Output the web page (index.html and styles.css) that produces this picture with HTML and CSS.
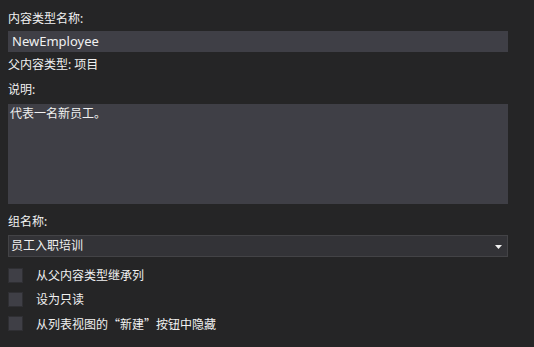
FILE: index.html
```html
<!DOCTYPE html>
<html>
<head>
<meta charset="utf-8">
<link rel="stylesheet" href="styles.css">
</head>
<body>
<div class="form">
  <div class="label l1">内容类型名称:</div>
  <div class="field input">NewEmployee</div>
  <div class="label l2">父内容类型: 项目</div>
  <div class="label l3">说明:</div>
  <div class="field textarea">代表一名新员工。</div>
  <div class="label l4">组名称:</div>
  <div class="field select">
    <span>员工入职培训</span>
    <svg class="arrow" width="7" height="4" viewBox="0 0 7 4"><path d="M0 0H7L3.5 4Z" fill="#f1f1f1"/></svg>
  </div>
  <div class="checks">
    <div class="check"><span class="box"></span><span class="ctext">从父内容类型继承列</span></div>
    <div class="check"><span class="box"></span><span class="ctext">设为只读</span></div>
    <div class="check"><span class="box"></span><span class="ctext">从列表视图的<span class="cjk">“</span>新建<span class="cjk">”</span>按钮中隐藏</span></div>
  </div>
</div>
</body>
</html>
```

FILE: styles.css
```css
html, body {
  margin: 0;
  padding: 0;
  background: #252526;
  height: 100%;
}
body {
  font-family: "Noto Sans", "Noto Sans CJK SC", sans-serif;
  font-size: 12px;
  line-height: 16px;
  color: #f1f1f1;
}
.cjk {
  font-family: "Noto Sans CJK SC", sans-serif;
}
.form {
  padding: 11px 26px 0 8px;
  display: flex;
  flex-direction: column;
}
.label {
  height: 16px;
}
.l1 { margin-bottom: 4px; }
.l2 { margin-top: 5px; }
.l3 { margin-top: 9px; margin-bottom: 6px; }
.l4 { margin-top: 10px; margin-bottom: 5px; }
.field {
  box-sizing: border-box;
  background: #3f3f46;
}
.input {
  height: 21px;
  padding: 2px 4px;
  font-size: 13px;
  line-height: 17px;
}
.textarea {
  height: 100px;
  padding: 2px 2px;
}
.select {
  height: 22px;
  background: #333337;
  border: 1px solid #434346;
  padding: 2px 2px;
  display: flex;
  align-items: center;
  justify-content: space-between;
}
.arrow {
  margin-right: 3px;
  margin-top: 1px;
}
.checks {
  margin-top: 11px;
  display: flex;
  flex-direction: column;
}
.check {
  height: 24px;
  display: flex;
  align-items: flex-start;
}
.box {
  box-sizing: border-box;
  width: 15px;
  height: 15px;
  background: #3f3f46;
  border: 1px solid #2f2f33;
}
.ctext {
  margin-left: 13px;
  line-height: 15px;
}
```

************

Do this:
Print the complete listing exactly as it stands, without its pictures.

Correct answer:
Output the web page (index.html and styles.css) that produces this picture with HTML and CSS.
FILE: index.html
```html
<!DOCTYPE html>
<html>
<head>
<meta charset="utf-8">
<link rel="stylesheet" href="styles.css">
</head>
<body>
<div class="form">
  <div class="label l1">内容类型名称:</div>
  <div class="field input">NewEmployee</div>
  <div class="label l2">父内容类型: 项目</div>
  <div class="label l3">说明:</div>
  <div class="field textarea">代表一名新员工。</div>
  <div class="label l4">组名称:</div>
  <div class="field select">
    <span>员工入职培训</span>
    <svg class="arrow" width="7" height="4" viewBox="0 0 7 4"><path d="M0 0H7L3.5 4Z" fill="#f1f1f1"/></svg>
  </div>
  <div class="checks">
    <div class="check"><span class="box"></span><span class="ctext">从父内容类型继承列</span></div>
    <div class="check"><span class="box"></span><span class="ctext">设为只读</span></div>
    <div class="check"><span class="box"></span><span class="ctext">从列表视图的<span class="cjk">“</span>新建<span class="cjk">”</span>按钮中隐藏</span></div>
  </div>
</div>
</body>
</html>
```

FILE: styles.css
```css
html, body {
  margin: 0;
  padding: 0;
  background: #252526;
  height: 100%;
}
body {
  font-family: "Noto Sans", "Noto Sans CJK SC", sans-serif;
  font-size: 12px;
  line-height: 16px;
  color: #f1f1f1;
}
.cjk {
  font-family: "Noto Sans CJK SC", sans-serif;
}
.form {
  padding: 11px 26px 0 8px;
  display: flex;
  flex-direction: column;
}
.label {
  height: 16px;
}
.l1 { margin-bottom: 4px; }
.l2 { margin-top: 5px; }
.l3 { margin-top: 9px; margin-bottom: 6px; }
.l4 { margin-top: 10px; margin-bottom: 5px; }
.field {
  box-sizing: border-box;
  background: #3f3f46;
}
.input {
  height: 21px;
  padding: 2px 4px;
  font-size: 13px;
  line-height: 17px;
}
.textarea {
  height: 100px;
  padding: 2px 2px;
}
.select {
  height: 22px;
  background: #333337;
  border: 1px solid #434346;
  padding: 2px 2px;
  display: flex;
  align-items: center;
  justify-content: space-between;
}
.arrow {
  margin-right: 3px;
  margin-top: 1px;
}
.checks {
  margin-top: 11px;
  display: flex;
  flex-direction: column;
}
.check {
  height: 24px;
  display: flex;
  align-items: flex-start;
}
.box {
  box-sizing: border-box;
  width: 15px;
  height: 15px;
  background: #3f3f46;
  border: 1px solid #2f2f33;
}
.ctext {
  margin-left: 13px;
  line-height: 15px;
}
```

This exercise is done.